BEGIN

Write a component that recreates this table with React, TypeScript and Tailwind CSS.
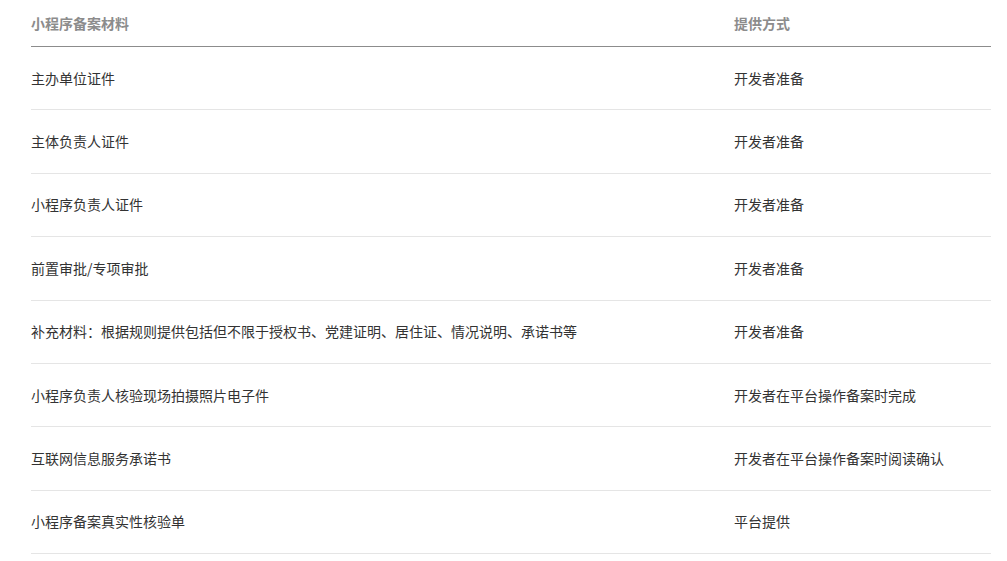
const rows: [string, string][] = [
  ["主办单位证件", "开发者准备"],
  ["主体负责人证件", "开发者准备"],
  ["小程序负责人证件", "开发者准备"],
  ["前置审批/专项审批", "开发者准备"],
  ["补充材料：根据规则提供包括但不限于授权书、党建证明、居住证、情况说明、承诺书等", "开发者准备"],
  ["小程序负责人核验现场拍摄照片电子件", "开发者在平台操作备案时完成"],
  ["互联网信息服务承诺书", "开发者在平台操作备案时阅读确认"],
  ["小程序备案真实性核验单", "平台提供"],
];

export default function App() {
  return (
    <div
      className="bg-white min-h-[561px] pl-[31px] pr-[16px]"
      style={{ fontFamily: '"Noto Sans CJK SC", "Liberation Sans", sans-serif' }}
    >
      <div className="w-[960px]">
        <div className="flex h-[47px] items-center border-b border-[#8c8c8c] text-[14px] font-bold text-[#8c8c8c]">
          <div className="w-[703px]">小程序备案材料</div>
          <div className="flex-1">提供方式</div>
        </div>
        {rows.map(([name, way]) => (
          <div
            key={name}
            className="flex h-[63.375px] items-center border-b border-[#e5e5e5] text-[14px] text-[#333333]"
          >
            <div className="w-[703px]">{name}</div>
            <div className="flex-1">{way}</div>
          </div>
        ))}
      </div>
    </div>
  );
}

END

# PROBLEM STATEMENT
Quote the material word for word, dropping any images it holds.

# RESULT BELOW
Write a component that recreates this table with React, TypeScript and Tailwind CSS.
const rows: [string, string][] = [
  ["主办单位证件", "开发者准备"],
  ["主体负责人证件", "开发者准备"],
  ["小程序负责人证件", "开发者准备"],
  ["前置审批/专项审批", "开发者准备"],
  ["补充材料：根据规则提供包括但不限于授权书、党建证明、居住证、情况说明、承诺书等", "开发者准备"],
  ["小程序负责人核验现场拍摄照片电子件", "开发者在平台操作备案时完成"],
  ["互联网信息服务承诺书", "开发者在平台操作备案时阅读确认"],
  ["小程序备案真实性核验单", "平台提供"],
];

export default function App() {
  return (
    <div
      className="bg-white min-h-[561px] pl-[31px] pr-[16px]"
      style={{ fontFamily: '"Noto Sans CJK SC", "Liberation Sans", sans-serif' }}
    >
      <div className="w-[960px]">
        <div className="flex h-[47px] items-center border-b border-[#8c8c8c] text-[14px] font-bold text-[#8c8c8c]">
          <div className="w-[703px]">小程序备案材料</div>
          <div className="flex-1">提供方式</div>
        </div>
        {rows.map(([name, way]) => (
          <div
            key={name}
            className="flex h-[63.375px] items-center border-b border-[#e5e5e5] text-[14px] text-[#333333]"
          >
            <div className="w-[703px]">{name}</div>
            <div className="flex-1">{way}</div>
          </div>
        ))}
      </div>
    </div>
  );
}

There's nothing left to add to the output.